Die Psychologie nach Sigmund Freud verwendet auf diesem Gebiet die drei Begriffe Es, Ich und Über-Ich. Das unbewusst-triebhafte Es wird in seinen Triebäußerungen durch das Über-Ich hemmend kontrolliert. Dabei wird das Über-Ich verstanden als Introjektion der elterlichen und gesellschaftlichen Autorität in das Unbewusste. Das so verstandene Gewissen veranlasst das Kind besonders in den ersten Lebensjahren die gesellschaftlich approbierten Verhaltensweisen einzuhalten. Das reife Ich, die individuelle Persönlichkeit mit ihren aus Erfahrung gewonnenen bewussten Wertsetzungen, bildet sich in der Auseinandersetzung des Menschen mit seiner gesellschaftlichen Umwelt und durch Überwindung des Bestimmtseins durch das Über-Ich.

Materialismus

Nach dem dialektischen Materialismus spiegelt das Gewissen nur den wandelbaren Gesellschaftszustand, welcher sich aus wechselnden materiellen Produktionsverhältnissen erklärt.
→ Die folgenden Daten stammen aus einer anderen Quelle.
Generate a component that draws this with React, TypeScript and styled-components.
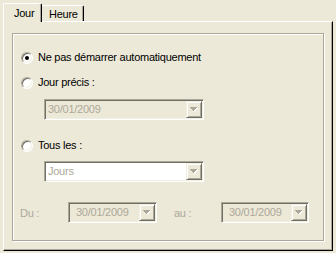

Da die Materie, die einzige Wirklichkeit, sich ständig verändert, gilt keine sittliche Wahrheit absolut.

Gewissensgründe

Der bundesdeutsche Gesetzgeber anerkennt die Existenz des Gewissens zum Beispiel dadurch, dass er die Möglichkeit zur Verweigerung des Wehrdienstes aus Gewissensgründen einräumt. (Grundgesetz der Bundesrepublik Deutschland, GG Artikel 4, Punkt 3) Die Praxis der Gewissensüberprüfung durch das Militär stellte die aus bitterer Erfahrung gewonnene Errungenschaft aber sogleich wieder in Frage.

Unterordnung und Gehorsam

Stanley Milgram untersuchte in seinen sozialpsychologischen Experimenten der 60er Jahre ( siehe Milgram-Experiment) die Gehorsamsbereitschaft unter verschiedenen Bedingungen. Dabei wies er in Wirklichkeit experimentell nach, wie das Gewissen je nach Versuchsanordnung ganz unterschiedlich reagiert. Ein wichtiges Einzelergebnis ist die Widerstandsfähigkeit des Gewissens unter allen Umständen bei etwa einem Drittel der Versuchspersonen. Dieser signifikant hohe Anteil weist auf eine genetische Anlage des Gewissens hin. Insbesondere der noch höhere Anteil der Verweigerer unter der Bedingung der räumlichen Nähe zum "Opfer" verweist auf die Prägung des Gewissens in der Urgesellschaft, in welcher die Hemmung, dem "Nahestehenden" ernstlich zu schaden, überlebenswichtig war. In den wenigen Jahrtausenden seit jener Ursituation hat das genetisch angelegte Gewissen keine Gelegenheit gehabt, sich auf die neuen Möglichkeiten der Fernwirkung einzustellen. Hier versagt, wie Milgram zeigte und die Geschichte lehrt, das Gewissen fatal. Mit jedem Fortschritt, den die Menschheit vorangeht, wächst die existentielle Bedrohung wie bei einem Wagen ohne Bremsen auf abschüssiger Bahn. Die Weltgesellschaft braucht eine ethische Instanz, das Weltgewissen, analog dem individuellen Korrektiv. Anders und effektiver als die internationalen Gerichte in Den Haag muss diese Instanz in der Lage sein, gefährliche Entwicklungen bereits frühzeitig zu stoppen, ethisch positive Initiativen und Tendenzen aber auch wirksam zu unterstützen, selbst gegen starke Partikular-Interessen.